Seeing the open look on Victor's face, Angoulême realized she had misunderstood and relaxed.
"That's good. Aren't you always telling me how amazing your family alchemy is? Then don't go drinking some sketchy potion. I'm still counting on my unbeatable protector."
Grinning, Victor lifted the bowl of green liquid.
"Come on, don't talk about it like it's some vile brew. This is the School of the Wolf's secret, never-passed-down-to-outsiders miracle medicine.
Ever since the great mage Alzur created it, this single draught has been the starting point: a stronger body, extraordinary senses, near-immunity to poison and disease.
Drink it, and even if you started as an ordinary person, you'd still have a thirty percent chance of becoming superhuman. Doesn't that sound amazing?"
"Come talk to me again when you're completely certain! And if you're not drinking it, why did you make it in the first place?"
"I couldn't help wanting to make it and see.
You know, the Grass Draughts of different schools have different effects. The School of the Griffin strengthens the power of Signs, the School of the Cat speeds up reflexes, and the School of the Bear focuses more obviously on physical enhancement.

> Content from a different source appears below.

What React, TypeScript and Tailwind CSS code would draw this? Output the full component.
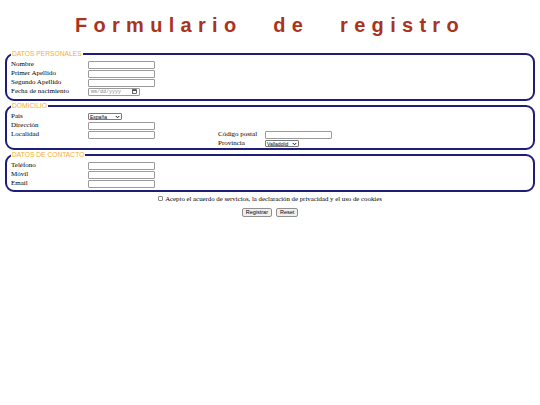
import React from 'react';

const TextBox: React.FC<{ w?: string }> = ({ w = 'w-[67px]' }) => (
  <input
    type="text"
    className={`${w} h-[8px] border border-[#9a9a9a] rounded-[1px] bg-white block`}
  />
);

const Chevron: React.FC = () => (
  <svg width="5" height="4" viewBox="0 0 10 8" className="shrink-0">
    <path d="M1.5 2 L5 5.5 L8.5 2" fill="none" stroke="#111" strokeWidth="2" />
  </svg>
);

const FakeSelect: React.FC<{ value: string; w: string }> = ({ value, w }) => (
  <div
    className={`${w} h-[7px] border border-[#7a7a7a] rounded-[1px] bg-white flex items-center justify-between pl-[1px] pr-[1px] font-['Liberation_Sans'] text-[5px] leading-[6px] text-black`}
  >
    <span>{value}</span>
    <Chevron />
  </div>
);

const DateBox: React.FC = () => (
  <div className="w-[52px] h-[8px] border border-[#9a9a9a] rounded-[1px] bg-white flex items-center justify-between pl-[2px] pr-[2px] font-['Liberation_Mono'] text-[5px] leading-[6px] text-[#8a8a8a]">
    <span>mm/dd/yyyy</span>
    <svg width="5" height="5" viewBox="0 0 10 10">
      <rect x="1" y="1.5" width="8" height="7.5" fill="none" stroke="#222" strokeWidth="1.3" />
      <rect x="1" y="1.5" width="8" height="2" fill="#222" />
    </svg>
  </div>
);

const Label: React.FC<{ children: React.ReactNode }> = ({ children }) => (
  <span className="text-[7px] leading-[9px] text-black whitespace-nowrap">{children}</span>
);

const Row: React.FC<{ label: string; children: React.ReactNode }> = ({ label, children }) => (
  <>
    <div className="h-[9px] flex items-center"><Label>{label}</Label></div>
    <div className="h-[9px] flex items-center">{children}</div>
    <div />
    <div />
  </>
);

const Legend: React.FC<{ children: React.ReactNode }> = ({ children }) => (
  <legend className="px-[1px] font-['Liberation_Sans'] text-[6.7px] leading-[8px] text-[#fbac2c]">
    {children}
  </legend>
);

export default function App() {
  return (
    <div className="w-[540px] h-[405px] bg-white font-['Liberation_Serif',serif] overflow-hidden">
      <h1 className="mt-[14px] text-center font-['Liberation_Sans',sans-serif] font-bold text-[20px] leading-[23px] tracking-[6.3px] [word-spacing:19px] text-[#a8341f]">
        Formulario de registro
      </h1>

      <form className="mt-[13px]">
        {/* Datos personales */}
        <fieldset className="mx-[5px] border-2 border-[#1e1e78] rounded-[9px] px-[4px] pt-[2px] pb-[3px]">
          <Legend>DATOS PERSONALES</Legend>
          <div className="grid grid-cols-[77px_130px_47px_1fr]">
            <Row label="Nombre"><TextBox /></Row>
            <Row label="Primer Apellido"><TextBox /></Row>
            <Row label="Segundo Apellido"><TextBox /></Row>
            <Row label="Fecha de nacimiento"><DateBox /></Row>
          </div>
        </fieldset>

        {/* Domicilio */}
        <fieldset className="mt-[1px] mx-[5px] border-2 border-[#1e1e78] rounded-[9px] px-[4px] pt-[2px] pb-0">
          <Legend>DOMICILIO</Legend>
          <div className="grid grid-cols-[77px_130px_47px_1fr]">
            <Row label="País"><FakeSelect value="España" w="w-[34px]" /></Row>
            <Row label="Dirección"><TextBox /></Row>
            <div className="h-[9px] flex items-center"><Label>Localidad</Label></div>
            <div className="h-[9px] flex items-center"><TextBox /></div>
            <div className="h-[9px] flex items-center"><Label>Código postal</Label></div>
            <div className="h-[9px] flex items-center"><TextBox /></div>
            <div />
            <div />
            <div className="h-[9px] flex items-center"><Label>Provincia</Label></div>
            <div className="h-[9px] flex items-center"><FakeSelect value="Valladolid" w="w-[34px]" /></div>
          </div>
        </fieldset>

        {/* Datos de contacto */}
        <fieldset className="mt-[1px] mx-[5px] border-2 border-[#1e1e78] rounded-[9px] px-[4px] pt-[2px] pb-[2px]">
          <Legend>DATOS DE CONTACTO</Legend>
          <div className="grid grid-cols-[77px_130px_47px_1fr]">
            <Row label="Teléfono"><TextBox /></Row>
            <Row label="Móvil"><TextBox /></Row>
            <Row label="Email"><TextBox /></Row>
          </div>
        </fieldset>

        <div className="mt-[2px] h-[9px] flex items-center justify-center gap-[2px]">
          <span className="w-[5px] h-[5px] border border-[#8a8a8a] rounded-[1px] bg-white" />
          <span className="text-[6.8px] leading-[9px] text-black whitespace-nowrap">
            Acepto el acuerdo de servicios, la declaración de privacidad y el uso de cookies
          </span>
        </div>

        <div className="mt-[5px] flex justify-center gap-[4px]">
          <button
            type="button"
            className="h-[9px] px-[3px] border border-[#8f8f8f] rounded-[2px] bg-[#efefef] font-['Liberation_Sans'] text-[5.5px] leading-[7px] text-black"
          >
            Registrar
          </button>
          <button
            type="button"
            className="h-[9px] px-[3px] border border-[#8f8f8f] rounded-[2px] bg-[#efefef] font-['Liberation_Sans'] text-[5.5px] leading-[7px] text-black"
          >
            Reset
          </button>
        </div>
      </form>
    </div>
  );
}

The School of the Wolf claims to be balanced and stable, but that makes it feel a little lacking in character. Or maybe its real specialty is just having a higher success rate?
...No wonder our school's specialties are sword oils and bombs. Those crafts don't depend on talent."
At that point the boy burst into laughter at his own expense.
He was laughing so happily that he did not notice the regular knocking coming from the door leading to the smithy until he saw the girl's face had turned deathly pale.
His expression darkened.
Victor drew the Sword of Prometheus.
He opened the door.
Luf was kneeling on the floor. The instant the door opened, he slammed his head down in a full kowtow, striking the ground with a heavy bang.
When he raised his head, his eyes were bright.
There was unshakable resolve in them.
...
"No... Luf actually ran off? How could this happen? Weren't we good enough to him?" Fergus shouted in displeasure back in the smithy.
Yoana did not look any happier. Luf was from the same homeland as she was, and over the past several days she had taken pretty good care of him. She had not expected him to run away without a word, leaving behind only a note thanking them for their care during this time.
Fortunately, after checking carefully, they found nothing missing.
At least Luf had enough conscience not to take a few parting gifts with him on the way out.
He had only taken the wages he had earned while apprenticing there.
Meanwhile, in Victor's alchemy workshop, Angoulême stood beside the wooden wall and gave a wry smile.
"The soundproofing really is terrible. You could hear everything perfectly clearly."
"You told me that already. It's my fault for not taking it seriously." The boy looked perfectly calm as he busied himself with bottles and jars.
The girl hesitated. "Vic... so you really... are you sure you really want to help him?"
The alchemy apprentice looked up.
"It's not that I want to help him. You do. I didn't want to kill anyone with my own hands, so I let you decide whether to kill him or hear out his story. Didn't I?
If it had been up to me, I wouldn't have listened to a single reason. I'd have killed him on the spot. The first thing I cared about was that he'd actually been eavesdropping on us.
And besides, I have no interest whatsoever in his story. Luf was a slave sold into Novigrad. I could come up with seventeen or eighteen miserable stories without even trying—stories so wretched they'd ruin my mood.
But since you didn't kill him, since you chose to hear him out, and after hearing him out you asked me whether I could help him...
Then I'll help him.
A story that even you accepted must be a moving one."
Victor left Angoulême with nothing to say.
All she could do was let out a sigh.
"Fine. If Luf really has left, then that's the choice he made."